I cannot possibly count the number of times that I have had the privilege of seeing friends post “FINALS — Fudge I Never Actually Learned Stuff” — but with a more colorful vocabulary — on Facebook. Why? Because during the entire semester that my classmates sat in lecture, the information presented found itself in the minds of the students only long enough to do well on midterms; however, after crossing that bridge, all “useless” knowledge now found itself abandoned. As a result, some of my peers would scurry about to relocate the misplaced information during final examination period.

How is this actually learning? How can students learn anything from such a system? If grades didn’t exist, then students wouldn’t feel the need to learn information just to pass a test. Rather, they would either learn … or they wouldn’t. Why not let people decide what they want to know and what they don’t? There really is no reason to cloud the mind with information that is unnecessary in order to do what one wants to do. Sherlock Holmes never retained the fact that the sun was the center of our solar system, but he never suffered for it. True, he’s a fictional character, but, honestly, how would that information help an accountant? Or a businessman?

Under Pressure

When people compete for grades, unity disappears. Instead, grades hinder the advancement of knowledge because students sabotage or refuse to help each other in an effort to boost their grade. Take for example, medical and law students. Whenever these scholars come to mind, the term “cutthroat” pops into my head. Grades encourage students to be self-serving and lone wolves because helping out a fellow student might result in the mentor outscoring the mentee. Nowadays, Harvard Medical School and other such institutions have implemented a pass/no record system for the first two years, perhaps as a result of the realization that competing for grades just leads to negative consequences.
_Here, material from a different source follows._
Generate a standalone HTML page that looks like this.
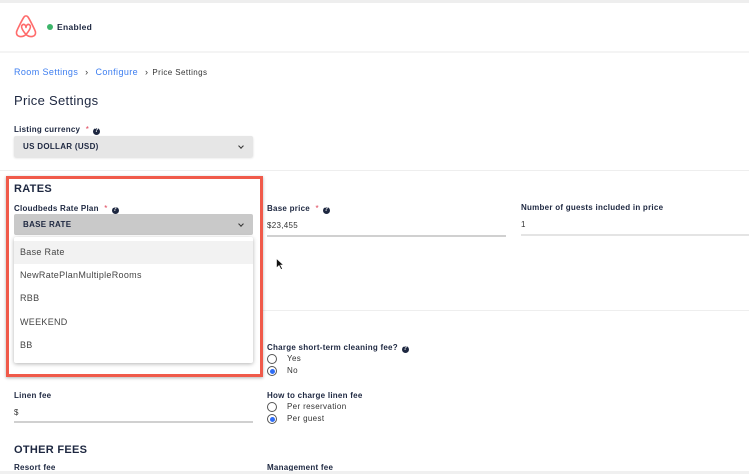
<!DOCTYPE html>
<html><head><meta charset="utf-8"><style>
*{margin:0;padding:0;box-sizing:border-box}
body{width:749px;height:474px;overflow:hidden;background:#fff;font-family:"Liberation Sans",sans-serif;color:#1d2740;position:relative}
.a{position:absolute;white-space:nowrap}
.lbl{font-size:8px;font-weight:bold;color:#1d2740;letter-spacing:.25px}
.req{color:#e0455a;font-weight:normal;margin-left:3px}
.q{display:inline-block;width:7px;height:7px;border-radius:50%;background:#1d2740;color:#fff;font-size:6px;text-align:center;line-height:7px;vertical-align:0px;margin-left:4px}
.sel{position:absolute;font-size:8px;font-weight:bold;padding-left:9px;line-height:21px;border-radius:2px;letter-spacing:.3px}
.chev{position:absolute;right:10px;top:8px;width:4px;height:4px;border-right:1px solid #333;border-bottom:1px solid #333;transform:rotate(45deg)}
.ul{position:absolute;height:2px;background:#d0d0d0}
.val{font-size:8px;color:#333;letter-spacing:.3px}
.radio{position:absolute;width:10px;height:10px;border:1.2px solid #555;border-radius:50%}
.radio.on::after{content:"";position:absolute;left:1.5px;top:1.5px;width:5px;height:5px;border-radius:50%;background:#2f6df6}
.rt{font-size:8px;color:#333;letter-spacing:.35px}
.item{position:absolute;left:0;width:239px;height:23px;font-size:9px;color:#444;padding-left:6px;line-height:23px;letter-spacing:.3px}
</style></head><body>
<div class="a" style="left:0;top:0;width:749px;height:3px;background:#eeeeee"></div>
<div class="a" style="left:0;top:51px;width:749px;height:2px;background:#f4f4f4"></div>
<svg class="a" style="left:14px;top:14px" width="24" height="25" viewBox="0 0 24 25"><path d="M12 20.5C9 17 6 12.5 8.5 10.8 10.5 9.5 12 11.5 12 13.5 12 11.5 13.5 9.5 15.5 10.8 18 12.5 15 17 12 20.5ZM12 20.5C8 24 2 23 2.5 18 3 16 8 6 10 3 11 1.5 13 1.5 14 3 16 6 21 16 21.5 18 22 23 16 24 12 20.5Z" fill="none" stroke="#ff6b6b" stroke-width="1.6" stroke-linejoin="round"/></svg>
<div class="a" style="left:47px;top:24px;width:6px;height:6px;border-radius:50%;background:#3db56a"></div>
<div class="a" style="left:57px;top:22px;font-size:8.5px;font-weight:bold;color:#1d2740;letter-spacing:.3px">Enabled</div>
<div class="a" style="left:14px;top:67px;font-size:9px;color:#3d7ef0;letter-spacing:.4px">Room Settings <span style="color:#333;margin:0 4px">›</span> Configure <span style="color:#333;margin:0 4px">›</span><span style="color:#333;font-size:8px">Price Settings</span></div>
<div class="a" style="left:14px;top:93px;font-size:13px;color:#1d2740;letter-spacing:.3px">Price Settings</div>
<div class="a lbl" style="left:14px;top:125px">Listing currency <span class="req">*</span><span class="q">?</span></div>
<div class="sel" style="left:14px;top:136px;width:239px;height:21px;background:#e6e6e6;box-shadow:0 1px 2px rgba(0,0,0,.15)">US DOLLAR (USD)<div class="chev"></div></div>
<div class="a" style="left:0;top:170px;width:749px;height:1px;background:#eee"></div>

<div class="a lbl" style="left:267px;top:204px">Base price <span class="req">*</span><span class="q">?</span></div>
<div class="a val" style="left:267px;top:221px">$23,455</div>
<div class="ul" style="left:267px;top:235px;width:239px"></div>
<div class="a lbl" style="left:521px;top:203px">Number of guests included in price</div>
<div class="a val" style="left:521px;top:220px">1</div>
<div class="ul" style="left:521px;top:234px;width:228px;background:#e4e4e4"></div>
<svg class="a" style="left:276px;top:258px" width="8" height="12" viewBox="0 0 8 12"><path d="M0.5 0.5V10L3 7.5 5 11.5 6.5 10.8 4.5 7H7.5Z" fill="#111" stroke="#fff" stroke-width=".6"/></svg>
<div class="a" style="left:262px;top:310px;width:487px;height:1px;background:#eee"></div>

<div class="a lbl" style="left:267px;top:343px">Charge short-term cleaning fee?<span class="q">?</span></div>
<div class="radio" style="left:267px;top:354px"></div><div class="a rt" style="left:287px;top:354px">Yes</div>
<div class="radio on" style="left:267px;top:366px"></div><div class="a rt" style="left:287px;top:366px">No</div>

<div class="a lbl" style="left:14px;top:391px">Linen fee</div>
<div class="a val" style="left:14px;top:408px">$</div>
<div class="ul" style="left:14px;top:421px;width:239px"></div>
<div class="a lbl" style="left:267px;top:391px">How to charge linen fee</div>
<div class="radio" style="left:267px;top:402px"></div><div class="a rt" style="left:287px;top:402px">Per reservation</div>
<div class="radio on" style="left:267px;top:414px"></div><div class="a rt" style="left:287px;top:414px">Per guest</div>

<div class="a" style="left:14px;top:444px;font-size:11px;font-weight:bold;color:#1d2740;letter-spacing:.3px">OTHER FEES</div>
<div class="a lbl" style="left:14px;top:463px">Resort fee</div>
<div class="a lbl" style="left:267px;top:463px">Management fee</div>
<div class="a" style="left:0;top:471px;width:749px;height:3px;background:#f0f0f0"></div>

<div class="a" style="left:6px;top:176px;width:257px;height:201px;border:3px solid #f05a4a;box-shadow:0 1px 3px rgba(0,0,0,.3)"></div>
<div class="a" style="left:14px;top:183px;font-size:11px;font-weight:bold;color:#1d2740;letter-spacing:.3px">RATES</div>
<div class="a lbl" style="left:14px;top:204px">Cloudbeds Rate Plan <span class="req">*</span><span class="q">?</span></div>
<div class="sel" style="left:14px;top:214px;width:239px;height:21px;background:#c9c9c9">BASE RATE<div class="chev"></div></div>
<div class="a" style="left:14px;top:237px;width:239px;height:126px;background:#fff;box-shadow:0 1px 4px rgba(0,0,0,.3);border-radius:2px">
<div class="item" style="top:4px;background:#f2f2f2">Base Rate</div>
<div class="item" style="top:27px">NewRatePlanMultipleRooms</div>
<div class="item" style="top:50px">RBB</div>
<div class="item" style="top:74px">WEEKEND</div>
<div class="item" style="top:97px">BB</div>
</div>
</body></html>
This pressure negatively affects the learning environment. True, not everyone expresses such selfish tendencies, but I believe that the fact that the temptation is even there in the first place demonstrates that grades stink and that learning can be enhanced without them. Even if an unlimited amount of A’s can be granted to deserving students, institutions that have class ranks still suffer from this negative competition because helping a peer do well in one class could result in a lower class rank.

The Grade is a Lie

My hands start to sweat, and my heart starts to race. I don’t really understand why I’m acting as if a horde of velociraptors has been set loose upon myself and my unfortunate classmates. It’s only a test, right? If I fail, it’s no big deal, right? Right? Why haven’t I calmed down yet? Crap, I’m going to fail. I’m going to end up working at McDonald’s. What will my mom think? Wait, what am I doing again?

Unfortunately, I’ve become more than acquainted with this line of thinking over my educational career. Whenever I freak out, I tend to score lower on tests than I normally would. Does that mean I don’t know the information? Well, in some cases, perhaps; however, normally the test in question will just reflect my ability to stress myself out to the point that I no longer even know what my name is. In essence, poor test takers have a disadvantage to good test takers; therefore, grades do not always accurately reflect the knowledge of a student.

The Solution

Instead of having grades, students should be allowed to do everything in groups — group tests, group quizzes, group homework assignments. And why not? In real life, most jobs require that their employees work well with other people, and it will be a rare event indeed when an employee is forbidden to consult with outside sources or their colleagues.

Until our educational systems reflect reality, I will continue to proclaim that yes, grades suck.